__TASK__. Gather up every line that includes the string "screenshot".

__STORED ROWS__.
=-=-=-=-=

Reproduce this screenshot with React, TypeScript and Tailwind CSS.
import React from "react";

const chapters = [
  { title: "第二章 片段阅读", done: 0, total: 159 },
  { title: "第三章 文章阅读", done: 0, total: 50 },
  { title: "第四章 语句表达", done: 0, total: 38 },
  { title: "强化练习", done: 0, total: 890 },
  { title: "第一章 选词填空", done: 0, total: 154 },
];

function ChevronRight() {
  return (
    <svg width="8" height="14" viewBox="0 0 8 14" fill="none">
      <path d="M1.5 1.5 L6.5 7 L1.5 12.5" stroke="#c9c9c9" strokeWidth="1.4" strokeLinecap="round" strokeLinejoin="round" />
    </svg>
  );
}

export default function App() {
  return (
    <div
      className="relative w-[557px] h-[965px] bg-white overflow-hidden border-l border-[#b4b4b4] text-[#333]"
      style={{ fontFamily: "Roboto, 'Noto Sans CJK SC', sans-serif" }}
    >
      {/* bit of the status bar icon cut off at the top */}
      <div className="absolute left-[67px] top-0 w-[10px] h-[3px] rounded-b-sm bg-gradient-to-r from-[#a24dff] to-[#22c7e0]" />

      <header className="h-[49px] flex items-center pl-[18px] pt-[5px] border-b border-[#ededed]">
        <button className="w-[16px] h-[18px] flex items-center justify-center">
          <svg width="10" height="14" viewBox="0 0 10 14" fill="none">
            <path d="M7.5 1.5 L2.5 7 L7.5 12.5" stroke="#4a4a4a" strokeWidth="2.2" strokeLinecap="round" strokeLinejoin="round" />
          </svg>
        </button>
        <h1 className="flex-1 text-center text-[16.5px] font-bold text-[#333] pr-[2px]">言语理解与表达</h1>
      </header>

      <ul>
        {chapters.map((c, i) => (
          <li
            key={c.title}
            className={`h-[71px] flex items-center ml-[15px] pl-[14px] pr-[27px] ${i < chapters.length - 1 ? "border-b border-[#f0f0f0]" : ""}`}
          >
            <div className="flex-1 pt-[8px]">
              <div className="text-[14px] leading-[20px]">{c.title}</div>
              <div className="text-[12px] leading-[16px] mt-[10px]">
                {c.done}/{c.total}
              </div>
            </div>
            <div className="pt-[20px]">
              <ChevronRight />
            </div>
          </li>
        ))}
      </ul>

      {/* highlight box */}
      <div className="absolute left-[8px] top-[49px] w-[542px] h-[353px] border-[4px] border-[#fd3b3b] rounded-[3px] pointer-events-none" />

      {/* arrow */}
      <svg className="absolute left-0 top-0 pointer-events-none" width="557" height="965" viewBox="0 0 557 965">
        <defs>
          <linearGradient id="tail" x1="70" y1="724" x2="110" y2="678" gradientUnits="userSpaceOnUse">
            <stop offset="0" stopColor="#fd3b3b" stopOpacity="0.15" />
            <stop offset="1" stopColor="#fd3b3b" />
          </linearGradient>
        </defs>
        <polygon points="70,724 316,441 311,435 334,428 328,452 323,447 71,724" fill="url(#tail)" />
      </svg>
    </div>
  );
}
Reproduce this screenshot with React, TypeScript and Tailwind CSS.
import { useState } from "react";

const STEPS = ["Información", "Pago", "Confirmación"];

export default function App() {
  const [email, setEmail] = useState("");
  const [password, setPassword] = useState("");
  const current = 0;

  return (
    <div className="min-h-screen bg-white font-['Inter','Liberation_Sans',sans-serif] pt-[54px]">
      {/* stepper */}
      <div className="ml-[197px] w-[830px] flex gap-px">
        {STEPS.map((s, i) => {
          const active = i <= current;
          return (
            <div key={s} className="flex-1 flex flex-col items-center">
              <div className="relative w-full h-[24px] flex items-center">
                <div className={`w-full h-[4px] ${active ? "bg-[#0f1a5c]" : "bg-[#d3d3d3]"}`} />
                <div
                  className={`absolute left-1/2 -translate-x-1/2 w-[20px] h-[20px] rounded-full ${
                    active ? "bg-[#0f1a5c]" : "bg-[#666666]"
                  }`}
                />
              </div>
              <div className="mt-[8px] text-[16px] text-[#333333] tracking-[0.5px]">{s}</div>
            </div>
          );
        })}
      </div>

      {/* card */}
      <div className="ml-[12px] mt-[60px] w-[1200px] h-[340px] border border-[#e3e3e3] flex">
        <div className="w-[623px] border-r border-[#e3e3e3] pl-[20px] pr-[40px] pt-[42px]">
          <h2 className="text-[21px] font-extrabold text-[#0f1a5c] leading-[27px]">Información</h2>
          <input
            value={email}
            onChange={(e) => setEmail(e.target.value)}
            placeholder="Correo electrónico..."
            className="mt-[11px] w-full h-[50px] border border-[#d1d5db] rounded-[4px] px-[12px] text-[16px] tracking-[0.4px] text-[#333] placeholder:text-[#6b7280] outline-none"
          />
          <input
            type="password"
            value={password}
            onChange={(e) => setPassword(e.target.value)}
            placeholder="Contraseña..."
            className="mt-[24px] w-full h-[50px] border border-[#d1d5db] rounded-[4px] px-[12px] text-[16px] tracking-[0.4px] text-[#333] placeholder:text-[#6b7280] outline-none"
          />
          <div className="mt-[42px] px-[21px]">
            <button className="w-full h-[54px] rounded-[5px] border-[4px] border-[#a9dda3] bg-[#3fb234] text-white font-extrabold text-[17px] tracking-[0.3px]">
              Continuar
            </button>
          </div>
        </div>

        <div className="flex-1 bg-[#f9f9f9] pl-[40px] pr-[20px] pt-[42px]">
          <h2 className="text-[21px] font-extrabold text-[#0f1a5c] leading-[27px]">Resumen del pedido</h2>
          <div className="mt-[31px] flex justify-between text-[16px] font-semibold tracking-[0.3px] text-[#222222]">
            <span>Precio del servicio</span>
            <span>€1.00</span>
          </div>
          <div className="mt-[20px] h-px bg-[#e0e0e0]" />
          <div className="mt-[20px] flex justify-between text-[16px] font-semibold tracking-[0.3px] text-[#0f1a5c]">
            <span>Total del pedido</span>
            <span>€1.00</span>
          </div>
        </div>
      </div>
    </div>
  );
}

=-=-=-=-=

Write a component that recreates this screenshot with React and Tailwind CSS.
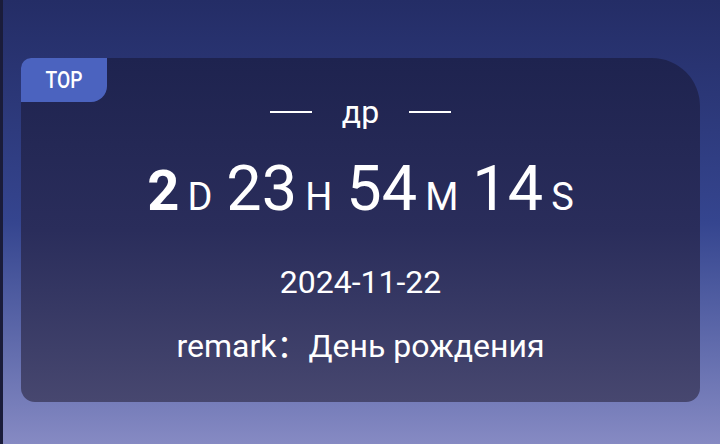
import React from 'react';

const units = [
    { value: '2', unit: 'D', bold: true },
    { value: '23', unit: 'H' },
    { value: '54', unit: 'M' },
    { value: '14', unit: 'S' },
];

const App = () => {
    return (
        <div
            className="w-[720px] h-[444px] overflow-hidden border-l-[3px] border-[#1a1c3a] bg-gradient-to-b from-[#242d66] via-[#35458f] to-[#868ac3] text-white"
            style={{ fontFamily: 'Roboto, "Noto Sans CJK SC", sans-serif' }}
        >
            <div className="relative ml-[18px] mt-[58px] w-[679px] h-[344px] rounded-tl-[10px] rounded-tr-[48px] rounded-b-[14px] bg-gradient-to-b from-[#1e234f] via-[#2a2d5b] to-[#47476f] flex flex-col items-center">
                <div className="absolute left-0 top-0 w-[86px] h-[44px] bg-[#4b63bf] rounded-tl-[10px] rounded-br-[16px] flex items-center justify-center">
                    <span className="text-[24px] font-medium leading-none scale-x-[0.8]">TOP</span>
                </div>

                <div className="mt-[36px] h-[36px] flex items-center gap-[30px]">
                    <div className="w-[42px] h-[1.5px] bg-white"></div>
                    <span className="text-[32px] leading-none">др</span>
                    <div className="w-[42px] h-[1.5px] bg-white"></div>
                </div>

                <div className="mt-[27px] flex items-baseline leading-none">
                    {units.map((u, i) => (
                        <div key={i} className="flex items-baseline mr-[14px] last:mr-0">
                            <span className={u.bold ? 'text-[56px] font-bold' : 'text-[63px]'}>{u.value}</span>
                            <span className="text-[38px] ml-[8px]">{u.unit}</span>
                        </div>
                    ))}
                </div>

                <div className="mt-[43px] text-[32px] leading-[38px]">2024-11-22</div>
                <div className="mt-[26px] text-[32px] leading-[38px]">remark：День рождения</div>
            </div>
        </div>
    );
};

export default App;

=-=-=-=-=

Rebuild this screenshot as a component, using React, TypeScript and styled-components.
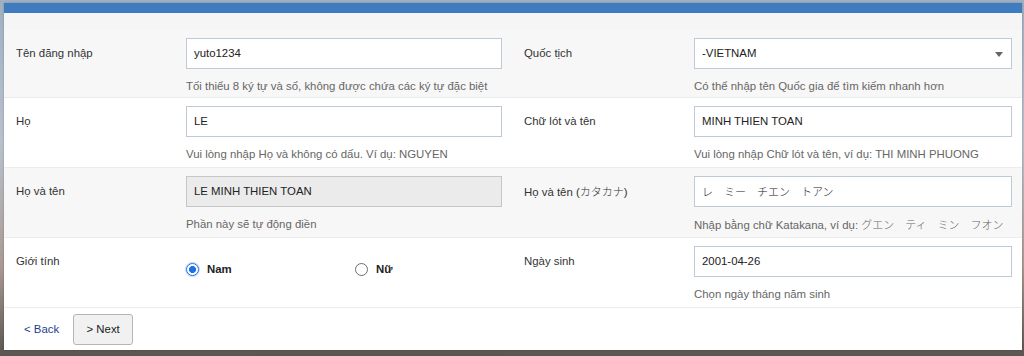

=-=-=-=-=

__TASK OUTPUT__.
Reproduce this screenshot with React, TypeScript and Tailwind CSS.
Reproduce this screenshot with React, TypeScript and Tailwind CSS.
Write a component that recreates this screenshot with React and Tailwind CSS.
Rebuild this screenshot as a component, using React, TypeScript and styled-components.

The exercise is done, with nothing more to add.